The firm imports yarn from outside the EU, knits it into fabric in Strabane, and sends it to Dublin for dyeing. That fabric is then sent back to Strabane where it is made into clothing. Some is then sent back again to Dublin for storage, but could go north again for branding and finishing, before perhaps being sold to customers in the Republic.

It is these complexities, rather than the actual volume of trade, which could make disruption so damaging, although the volume is not insignificant. Around 11pc of exports to the UK go to Northern Ireland, which in turn provides 8pc of imports to the Republic.

International comparisons suggest the figure ought to be higher, but we all know the historical reasons why it is not. It still represents a significant Irish dimension, given that the North's population is less than 3pc of the UK total.

The core of this report, however, is supply chains and the traffic in intermediate goods for further processing so clearly illustrated in the O'Neill's case, rather than the limited trade in consumption goods. Forgetting about peaked caps, the question is to what extent these can survive an end to the customs union, through change, flexibility, government support, access to finance and, to some extent, special arrangement for the island?

The patterns themselves give some grounds for optimism - or at least hope. Cross-border trade is quite concentrated, making it easier to identify where problems will arise. Just 50 products make up three-quarters of the total. Less than one in five of the firms sampled does two-way trade, exporting and importing, but they account for more than 60pc of the trade.

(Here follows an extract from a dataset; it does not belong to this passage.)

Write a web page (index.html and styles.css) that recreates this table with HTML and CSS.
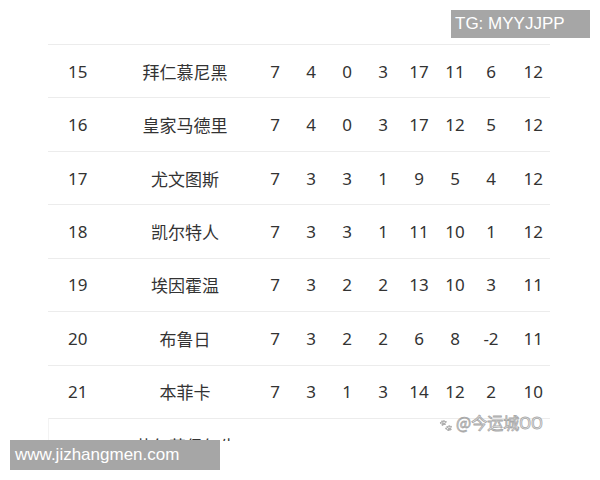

Such firms are also innovative, with high levels of product turnover. Many products are traded for just one year before being replaced with something else. The larger firms are more likely to do this, which should help them adjust to Brexit, but it also shows the high failure rate of new products. That will be a problem for all exporters to the UK, as they seek to develop new markets in the EU.

The all-island market has its own characteristics. Almost half the firms export just one product to the North, whereas less than a tenth do that when exporting to the rest of the world. Around a quarter send almost all their exports across the Border, while others sell more than 90pc elsewhere - often to the rest of the UK.

Most cross-border trade is also intermediate goods for further processing rather than final sale. For both north and south, the share of such trade is greater in most sectors than it is in exports to Britain.

One might still argue that there is still no great reason to differentiate cross-border trade from cross-channel trade - except for the preponderance of dairy in that trade. It typically accounts for 20-30pc of all imports from the North, reflecting both sales of liquid milk for consumers in winter months and milk for further processing, which is then exported back.

LacPatrick in Monaghan is one of the companies chosen as an example. It takes about 100 million litres from a co-operative in Co Antrim with which it merged in 2015, and processes it as part of the Republic's successful global export industry in milk powder and baby formula.

Post-Brexit tariffs could see LacPatrick process more milk in Northern Ireland, where it also has a plant in Tyrone but, as the report says, that is not the end of the story. When the UK exits the EU, Northern Ireland will no longer be included in the EU export agreement with China, where LacPatrick sells most of its powdered milk.

It is not just a border issue - perhaps not even mainly a border issue, but a question of the UK's trading relationship with the EU and the extent to which particular Irish characteristics, such as the preponderance of supply-chain trade on the island, can be accommodated in that new relationship.

If they can't, firms will have to make what adjustments they can - perhaps by looking at products with lower tariffs - and governments will have to keep delays and administration costs to a minimum. That is something they signally failed to do with the old Border.

It should all have been quite technical. But the Irish establishment's horror of special deals for Ireland in the EU backed it into a position of advocating a special deal for Northern Ireland in the UK, and giving it legal force.

In doing so, it has created a level of apprehension, for different reasons, among both northern nationalists and unionists. That could yet create a situation which would indeed relegate all the other stuff to the business pages; but for all the wrong reasons.